The experts said since most people in cities are only outside for short periods – running to the car or to the train station – it’s not really necessary to own heavy-duty rain gear. Jackets made from wool or waxed cotton would generally suffice these short distances.
More technical performance gear is still needed for people who regularly walk and hike long distances. The conversation left me wondering about functional, sustainable raincoats – and if there are any out there.
Recycled polyester or nylon
One obvious way around the carbon footprint of raincoats made from virgin polyester and nylon is to choose a waterproof jacket made from recycled materials instead. But it’s not quite so simple.
Alice Payne, an associate professor in fashion design at Queensland University of Technology, says: “People are probably already aware that recycled content will not be coming from recycled garments, but rather from other discarded plastic products – so this is an open-loop recycling approach, rather than a closed-loop approach.”
Payne explains that it’s much easier to collect and sort plastic bottles than it is to do the same for polyester clothing. “So until those collection and sorting systems are in place, turning plastic bottles into clothing is a one-way journey for that material.” But opting for recycled materials does reduce our reliance on virgin resources.
If you need technical gear and want a jacket made from recycled polyester or nylon, Rihanna Knight, founder of Australian outerwear brand Amble, says consumers should look out for “100% recycled fabric that is made from post-consumer waste”. Certification from the Global Recycle Standard is also a good sign.
Waxed cotton
A natural alternative to synthetic performance materials is waxed cotton. “Cotton is a renewable fibre and, as such, has a sustainability advantage over fibres … like polyester and nylon,” says Payne.
Hannah Rochell of British circular clothing brand Rapanui says: “You can achieve waterproofing performance with an organic cotton canvas and a PFC-free water-repellent coating … [It’s] like a modern alternative to the beeswax jacket but much more breathable and way lighter.”
Knight says the waterproof rating of a waxed cotton jacket will probably not match that of a hi-tech synthetic material, but Rochell says most people “probably don’t need that level of performance”.
While a waxed cotton won’t last as long as a synthetic material, Rochell believes “longevity is not always a good thing. A waterproof, weatherproof label sounds brilliant, but when it’s still floating about killing turtles in 10,000 years, that’s not great.”
According to Payne, if a waxed cotton coat is well cared for, it can be incredibly durable. “They can last, and they can have finishes reapplied,” she says.

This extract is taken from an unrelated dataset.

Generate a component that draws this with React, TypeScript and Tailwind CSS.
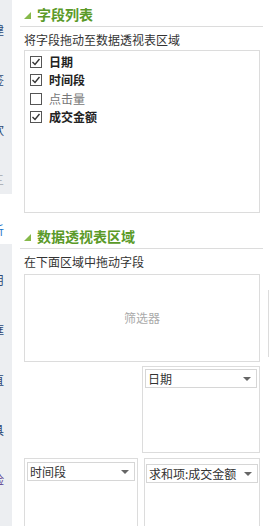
import React from "react";

const sideItems = [
  { t: "建", c: "text-[#2c4a78]" },
  { t: "签", c: "text-[#2c4a78]" },
  { t: "饮", c: "text-[#2c4a78]" },
  { t: "三", c: "text-[#b0b4ba]" },
  { t: "析", c: "text-[#1a73c8]", active: true },
  { t: "用", c: "text-[#2c4a78]" },
  { t: "框", c: "text-[#2c4a78]" },
  { t: "直", c: "text-[#2c4a78]" },
  { t: "具", c: "text-[#2c4a78]" },
  { t: "脸", c: "text-[#5b3f8f]" },
];

const fields = [
  { name: "日期", checked: true },
  { name: "时间段", checked: true },
  { name: "点击量", checked: false },
  { name: "成交金额", checked: true },
];

const Heading = ({ title }: { title: string }) => (
  <div className="h-[27px] shrink-0 border-b border-[#dcdcdc] flex items-start pt-[5px]">
    <svg width="7" height="7" viewBox="0 0 7 7" className="ml-[4px] mt-[7px]">
      <polygon points="7,0 7,7 0,7" fill="#86b94a" />
    </svg>
    <span className="ml-[6px] text-[14px] leading-[18px] font-bold text-[#5a9a28]">
      {title}
    </span>
  </div>
);

const CheckBox = ({ checked }: { checked: boolean }) => (
  <svg width="12" height="12" viewBox="0 0 12 12" className="shrink-0">
    <rect x="0.5" y="0.5" width="11" height="11" fill="#fff" stroke="#555" />
    {checked && (
      <polyline
        points="2.5,6 5,8.5 9.5,3"
        fill="none"
        stroke="#333"
        strokeWidth="1.4"
      />
    )}
  </svg>
);

const FieldPill = ({ label }: { label: string }) => (
  <div className="h-[19px] border border-[#d6d6d6] bg-white flex items-center justify-between pl-[2px] pr-[5px]">
    <span className="text-[12px] leading-[16px] text-[#333] whitespace-nowrap">{label}</span>
    <span className="w-0 h-0 border-l-[4px] border-r-[4px] border-t-[4px] border-l-transparent border-r-transparent border-t-[#666]" />
  </div>
);

export default function App() {
  return (
    <div
      className="w-[269px] h-[526px] flex items-start relative overflow-hidden bg-white"
      style={{ fontFamily: '"Noto Sans CJK SC", "Liberation Sans", sans-serif' }}
    >
      {/* left tool strip, clipped */}
      <div className="w-[12px] h-[526px] shrink-0 flex flex-col overflow-hidden">
        {sideItems.map((s, i) => (
          <div
            key={i}
            className={`shrink-0 flex items-start ${
              s.active ? "bg-white" : "bg-[#eceef1]"
            } ${i === 0 ? "h-[44px] pt-[23px]" : "h-[50px] pt-[29px]"}`}
          >
            <span className={`text-[12px] leading-[14px] ml-[-8px] ${s.c}`}>{s.t}</span>
          </div>
        ))}
        <div className="flex-1 bg-[#eceef1]" />
      </div>

      {/* main panel */}
      <div className="ml-[8px] w-[243px] shrink-0 flex flex-col">
        <Heading title="字段列表" />
        <div className="mt-[5px] pl-[4px] text-[12px] leading-[16px] text-[#333] shrink-0">
          将字段拖动至数据透视表区域
        </div>
        <div className="mt-[2px] ml-[4px] w-[236px] h-[163px] shrink-0 border border-[#dcdcdc] pt-[2px] pl-[5px]">
          {fields.map((f, i) => (
            <div
              key={f.name}
              className={`flex items-center gap-[7px] ${i === 0 ? "h-[18px]" : "h-[18.5px]"}`}
            >
              <CheckBox checked={f.checked} />
              <span
                className={`text-[12px] leading-[16px] ${
                  f.checked ? "font-bold text-[#222]" : "text-[#777]"
                }`}
              >
                {f.name}
              </span>
            </div>
          ))}
        </div>

        <div className="mt-[9px] shrink-0">
          <Heading title="数据透视表区域" />
        </div>
        <div className="mt-[5px] pl-[4px] text-[12px] leading-[16px] text-[#333] shrink-0">
          在下面区域中拖动字段
        </div>
        <div className="mt-[4px] ml-[4px] w-[236px] h-[88px] shrink-0 border border-[#dcdcdc] flex items-center justify-center">
          <span className="text-[12px] text-[#aaa]">筛选器</span>
        </div>

        <div className="mt-[4px] ml-[122px] w-[118px] h-[87px] shrink-0 border border-[#dcdcdc] px-[2px] pt-[2px]">
          <FieldPill label="日期" />
        </div>

        <div className="mt-[5px] ml-[4px] flex gap-[6px] shrink-0">
          <div className="w-[114px] h-[80px] border border-[#dcdcdc] px-[2px] pt-[3px]">
            <FieldPill label="时间段" />
          </div>
          <div className="w-[116px] h-[80px] border border-[#dcdcdc] px-[1px] pt-[5px]">
            <FieldPill label="求和项:成交金额" />
          </div>
        </div>
      </div>

      <div className="absolute left-[268px] top-[290px] w-[1px] h-[67px] bg-[#dcdcdc]" />
    </div>
  );
}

Besides, “many synthetic raincoats may have finishes that crack or degrade over time”.
Another thing to note is that cotton also comes with an environmental footprint as conventional farming can use a lot of pesticides, fertilisers and water. Choosing jackets made from organic cotton is a way to avoid this.
Dense wool
While a knitted jumper might not fare well in a rain shower, woven wool or boiled wool with a higher density should keep you dry and warm during a light one. This is because wool has a complex molecular structure and a waxy coating that makes it naturally water-resistant. It can also hold up to 30% of its weight in water without making the wearer feel cold and wet, and it is renewable and biodegradable, making it more sustainable post-use than synthetic materials.
Advances in spinning and weaving technology have increased wool’s suitability as a performance fabric. To make a 100% merino wool outer layer that is water-repellent and wind-resistant, Jordi Beneyto Ferre of New Zealand outdoor brand Icebreaker says they use wool that is pre-stretched before it is spun into yarn. The stretched wool is then woven into a highly dense fabric; then, during the fabric finishing process, the stretch is released, causing the yarns to contract and tighten the fabric structure, making the end result even more compact and dense.
But it’s worth keeping the lightweight and quick drying properties of performance wear in mind when considering buying wool products for the rain. If you get caught in a heavy downpour in a wool jacket, it won’t dry as quickly as technical material. Much like cotton, the sustainability of wool as a raw material can also vary significantly depending on the practices at its source.
Pick what’s practical and look after it
Ultimately, the most sustainable option is a garment you can keep and wear for a long time. “While the garment’s fibres, finishes and other inputs matter enormously, how we use our garments plays a big role in ensuring their sustainability too,” Payne says. “And that starts with good decision-making to get the garment that’s right for your needs.”
Consider things like how often you will wear the item and whether it is for rainstorms or light showers, Payne says. She also suggests borrowing a jacket if you just need something high performance for a specific trip, like a hike through Tasmania. Looking for something second-hand is also a good choice.
Finally, ensure whichever jacket you choose will last as long as possible by caring for it. “Hanging it up to dry completely [and] making sure it is stored in a well-ventilated place will help natural fibres avoid mildew and keep any finishes intact for longer,” she says.
This article was amended on 25 October to correctly show associate professor Alice Payne is faculty at Queensland University of Technology, not University of Queensland.